# start of Data rows
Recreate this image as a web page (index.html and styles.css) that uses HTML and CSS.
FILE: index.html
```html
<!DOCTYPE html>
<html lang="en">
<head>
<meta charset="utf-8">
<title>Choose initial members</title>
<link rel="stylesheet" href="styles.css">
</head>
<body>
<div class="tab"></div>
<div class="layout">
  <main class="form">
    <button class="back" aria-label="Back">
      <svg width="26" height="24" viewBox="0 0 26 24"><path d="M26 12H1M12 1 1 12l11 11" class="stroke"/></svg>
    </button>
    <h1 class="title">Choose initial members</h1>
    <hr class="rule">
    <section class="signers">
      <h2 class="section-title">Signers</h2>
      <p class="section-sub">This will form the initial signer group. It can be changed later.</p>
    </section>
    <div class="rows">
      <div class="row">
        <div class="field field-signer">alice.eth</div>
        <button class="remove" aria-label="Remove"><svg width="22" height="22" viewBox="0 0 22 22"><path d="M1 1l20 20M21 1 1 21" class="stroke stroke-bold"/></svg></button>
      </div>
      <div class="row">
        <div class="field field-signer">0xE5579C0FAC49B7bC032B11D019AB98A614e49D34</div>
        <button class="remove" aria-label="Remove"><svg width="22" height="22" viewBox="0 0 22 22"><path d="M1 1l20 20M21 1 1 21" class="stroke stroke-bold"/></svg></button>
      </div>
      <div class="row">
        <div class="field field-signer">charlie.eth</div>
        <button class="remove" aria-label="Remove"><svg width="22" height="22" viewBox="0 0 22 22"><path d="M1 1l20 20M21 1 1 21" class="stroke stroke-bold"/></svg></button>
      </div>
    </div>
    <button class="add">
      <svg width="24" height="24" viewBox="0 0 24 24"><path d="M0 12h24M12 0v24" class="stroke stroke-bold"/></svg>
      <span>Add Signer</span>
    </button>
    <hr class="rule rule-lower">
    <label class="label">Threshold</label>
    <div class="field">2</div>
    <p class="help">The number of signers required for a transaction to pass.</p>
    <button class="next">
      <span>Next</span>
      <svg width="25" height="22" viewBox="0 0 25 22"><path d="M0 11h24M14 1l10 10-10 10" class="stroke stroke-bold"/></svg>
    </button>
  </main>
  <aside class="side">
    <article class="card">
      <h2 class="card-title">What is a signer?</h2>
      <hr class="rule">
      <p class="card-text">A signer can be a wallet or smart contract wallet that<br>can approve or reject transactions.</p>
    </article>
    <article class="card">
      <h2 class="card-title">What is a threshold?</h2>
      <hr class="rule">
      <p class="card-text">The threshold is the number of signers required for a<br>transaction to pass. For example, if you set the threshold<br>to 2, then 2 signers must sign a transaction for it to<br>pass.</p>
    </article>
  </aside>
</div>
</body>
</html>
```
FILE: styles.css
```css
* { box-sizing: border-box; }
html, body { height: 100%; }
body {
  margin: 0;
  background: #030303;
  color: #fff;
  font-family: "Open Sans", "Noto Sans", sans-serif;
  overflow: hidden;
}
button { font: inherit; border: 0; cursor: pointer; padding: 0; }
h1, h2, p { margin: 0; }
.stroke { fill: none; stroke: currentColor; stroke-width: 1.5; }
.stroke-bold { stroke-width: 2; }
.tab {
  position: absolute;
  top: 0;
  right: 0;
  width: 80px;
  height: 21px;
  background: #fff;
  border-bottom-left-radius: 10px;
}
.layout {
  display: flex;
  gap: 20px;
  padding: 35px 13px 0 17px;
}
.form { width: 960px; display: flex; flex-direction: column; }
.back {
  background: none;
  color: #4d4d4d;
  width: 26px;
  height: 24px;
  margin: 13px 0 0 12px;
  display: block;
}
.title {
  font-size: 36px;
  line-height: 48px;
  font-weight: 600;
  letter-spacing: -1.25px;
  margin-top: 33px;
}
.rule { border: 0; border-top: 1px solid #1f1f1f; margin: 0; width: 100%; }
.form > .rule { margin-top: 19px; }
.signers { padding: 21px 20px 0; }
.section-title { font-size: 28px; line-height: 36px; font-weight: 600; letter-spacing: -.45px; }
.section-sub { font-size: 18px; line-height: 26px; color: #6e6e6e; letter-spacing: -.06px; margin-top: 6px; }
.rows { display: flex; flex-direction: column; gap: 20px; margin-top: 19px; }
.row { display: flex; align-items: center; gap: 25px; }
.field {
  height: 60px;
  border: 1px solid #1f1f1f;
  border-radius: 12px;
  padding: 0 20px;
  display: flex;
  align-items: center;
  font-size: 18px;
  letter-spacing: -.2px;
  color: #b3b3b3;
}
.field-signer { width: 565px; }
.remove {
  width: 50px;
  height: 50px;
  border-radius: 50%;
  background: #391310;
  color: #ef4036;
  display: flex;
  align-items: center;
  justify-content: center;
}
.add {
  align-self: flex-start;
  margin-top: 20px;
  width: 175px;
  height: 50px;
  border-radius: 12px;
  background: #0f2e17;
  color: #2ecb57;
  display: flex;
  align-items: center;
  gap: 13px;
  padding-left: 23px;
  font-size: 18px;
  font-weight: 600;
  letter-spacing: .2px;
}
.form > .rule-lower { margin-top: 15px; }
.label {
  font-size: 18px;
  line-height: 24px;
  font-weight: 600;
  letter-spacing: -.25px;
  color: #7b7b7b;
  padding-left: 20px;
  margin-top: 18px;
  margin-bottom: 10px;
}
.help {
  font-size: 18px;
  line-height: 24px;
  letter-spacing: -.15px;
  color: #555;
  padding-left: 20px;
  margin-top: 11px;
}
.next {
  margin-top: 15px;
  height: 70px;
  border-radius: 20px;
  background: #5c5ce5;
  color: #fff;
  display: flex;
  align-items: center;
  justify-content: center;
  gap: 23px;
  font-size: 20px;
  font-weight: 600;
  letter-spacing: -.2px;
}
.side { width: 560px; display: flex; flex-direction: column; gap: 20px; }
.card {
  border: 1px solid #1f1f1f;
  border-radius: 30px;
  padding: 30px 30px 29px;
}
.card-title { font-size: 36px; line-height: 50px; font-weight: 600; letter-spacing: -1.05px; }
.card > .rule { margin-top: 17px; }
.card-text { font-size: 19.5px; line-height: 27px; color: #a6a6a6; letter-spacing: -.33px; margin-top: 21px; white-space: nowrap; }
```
# end of Data rows
# start of Data rows
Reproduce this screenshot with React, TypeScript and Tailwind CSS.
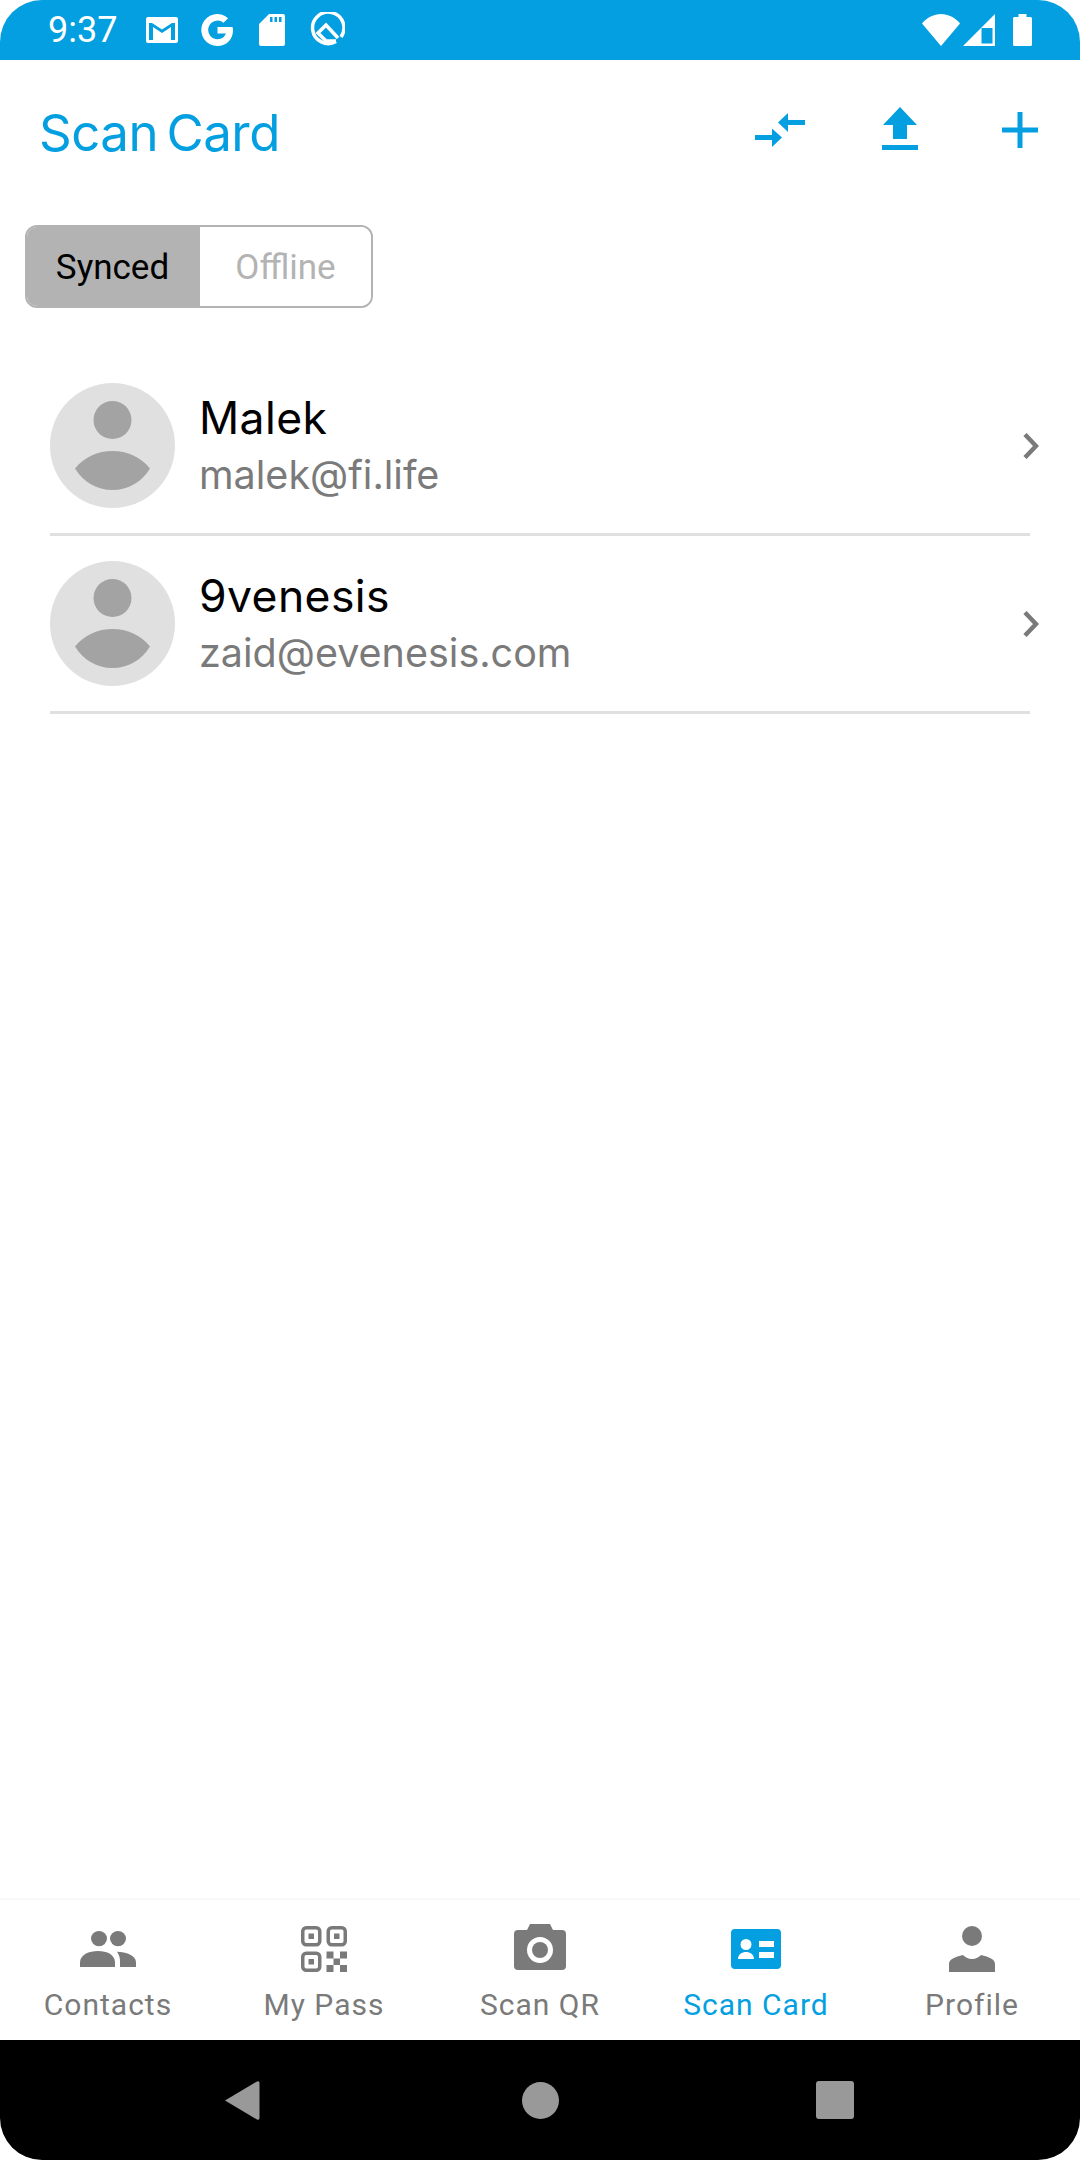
# end of Data rows
Directions for this task
Review the material and copy each line in which the word "index" appears.

Task answer
Recreate this image as a web page (index.html and styles.css) that uses HTML and CSS.
FILE: index.html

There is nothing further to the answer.